If already opened proceedings conducted by courts whose jurisdiction was established by the contested provision were to continue in the current regime, even after the Constitutional Court judgment which annuls § 24 para. 4 of the Bankruptcy and Settlement Act became executable, this would lead to a continuation of the unconstitutional inequality created by that provision. Therefore, the Constitutional Court states that, when the judgment becomes executable, the substantive jurisdiction of courts established by § 24 para. 4 of the Bankruptcy and Settlement Act ceases to have a statutory basis.
 
However, at the same time the Constitutional Court emphasizes that the general courts, in resolving this procedural situation must act so that their procedure does not permit justice to be denied (denegationis iustitiae).
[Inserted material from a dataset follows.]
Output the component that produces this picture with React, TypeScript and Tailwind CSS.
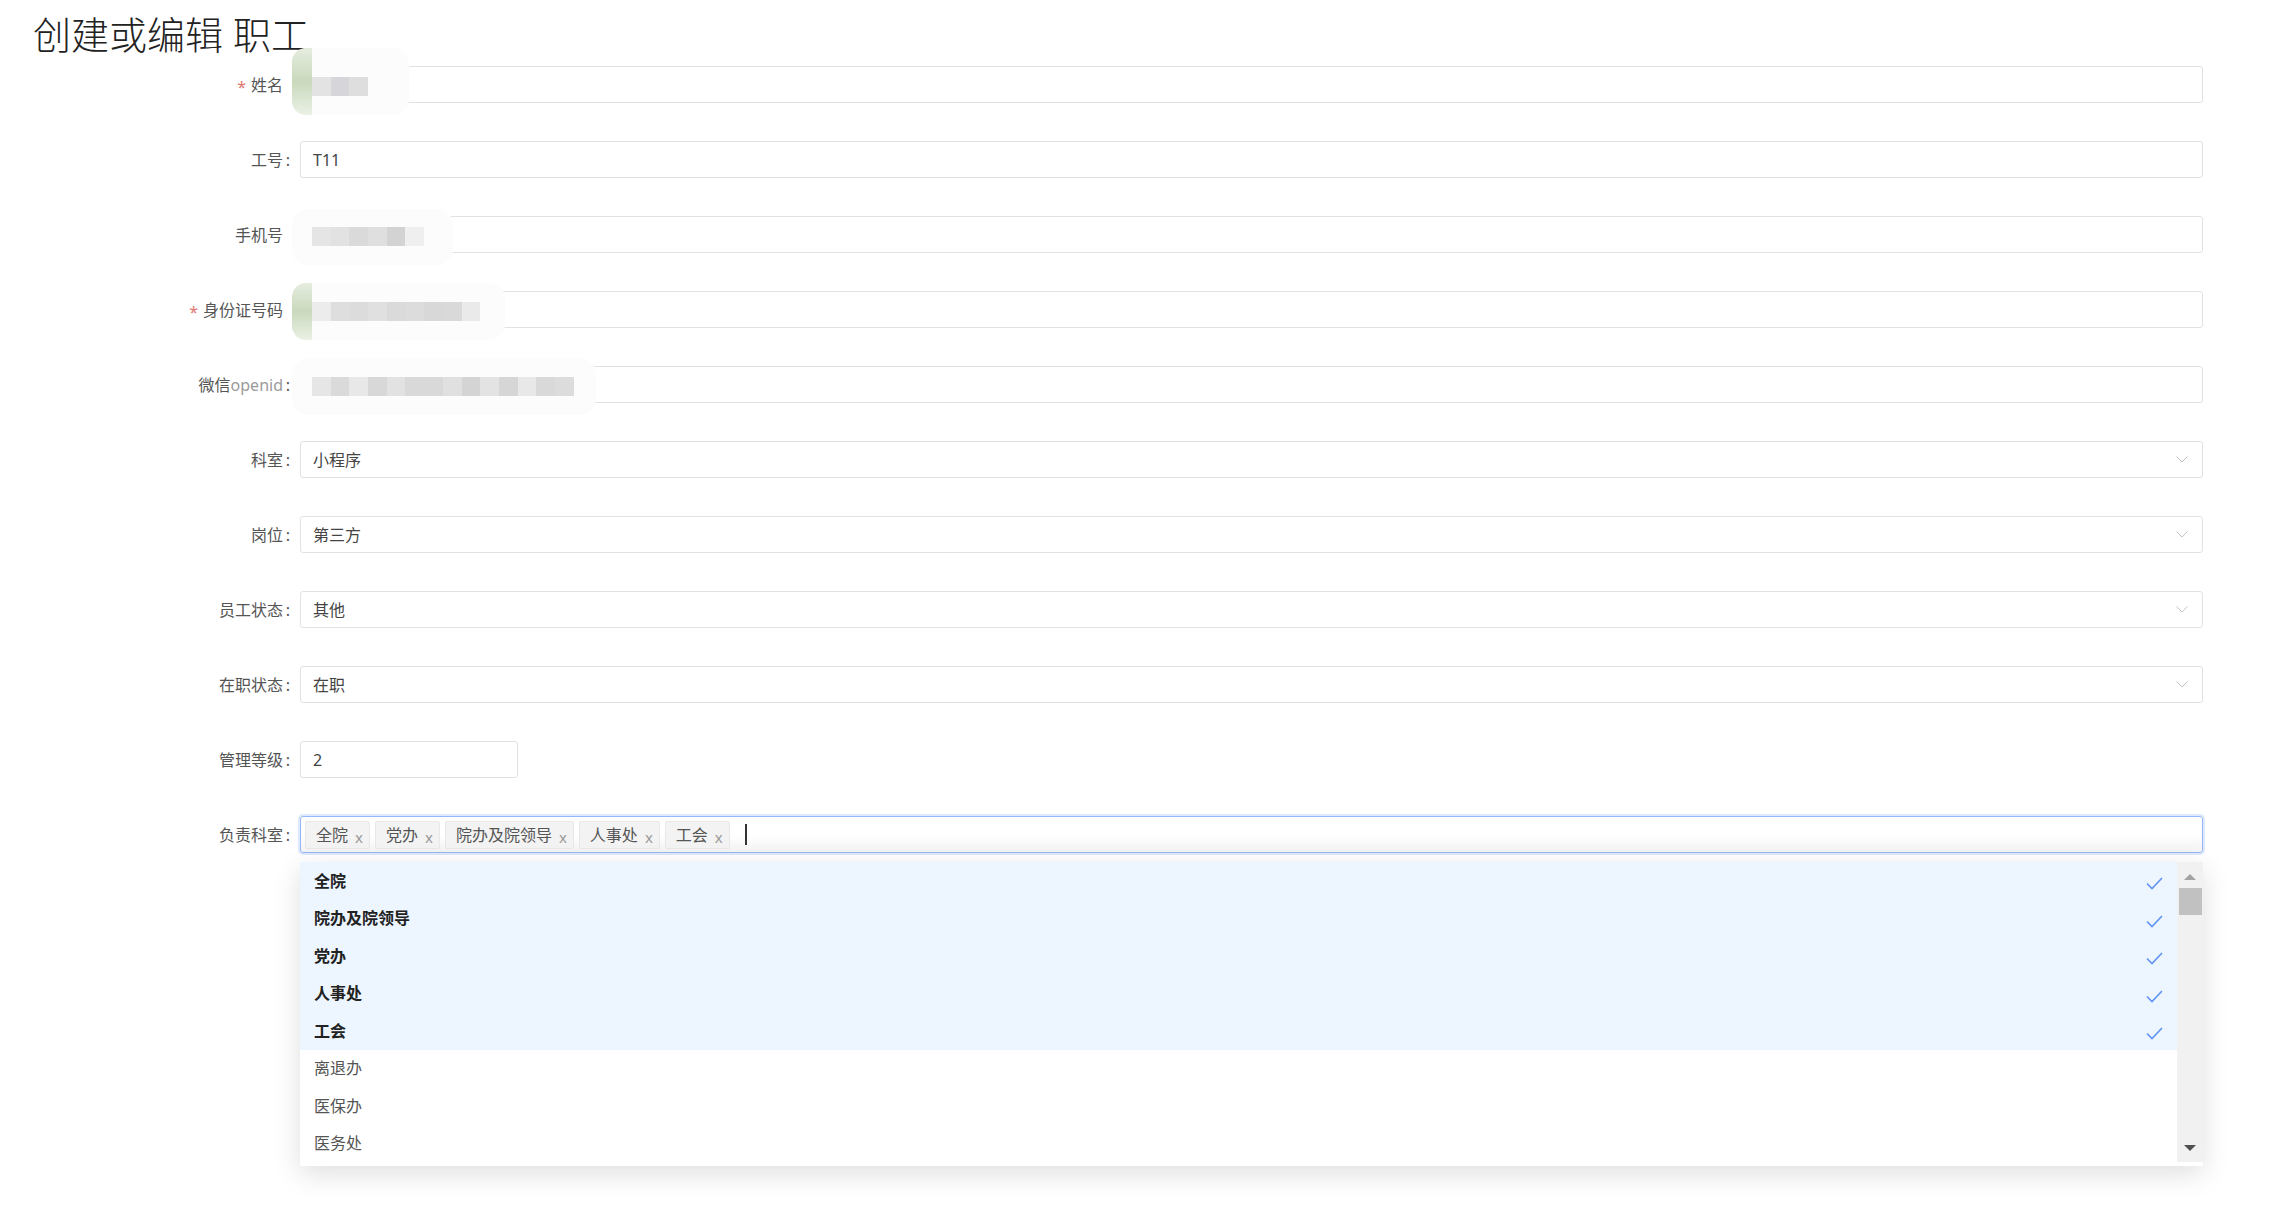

A procedure whereby a court would prevent a party of proceedings in progress from exercising the opportunity to exercise his rights before an independent and impartial court, as guaranteed by Art. 36 para. 1 of the Charter of Fundamental Rights and Freedoms, would mean a violation of a party’s right to a fair trial, and in its consequences would violate the principles of a state governed by the rule of law (Art. 1 para. 1 of the Constitution of the CR). Such a procedure would thus lead to further unconstitutional consequences.

Notice: Decisions of the Constitutional Court can not be appealed.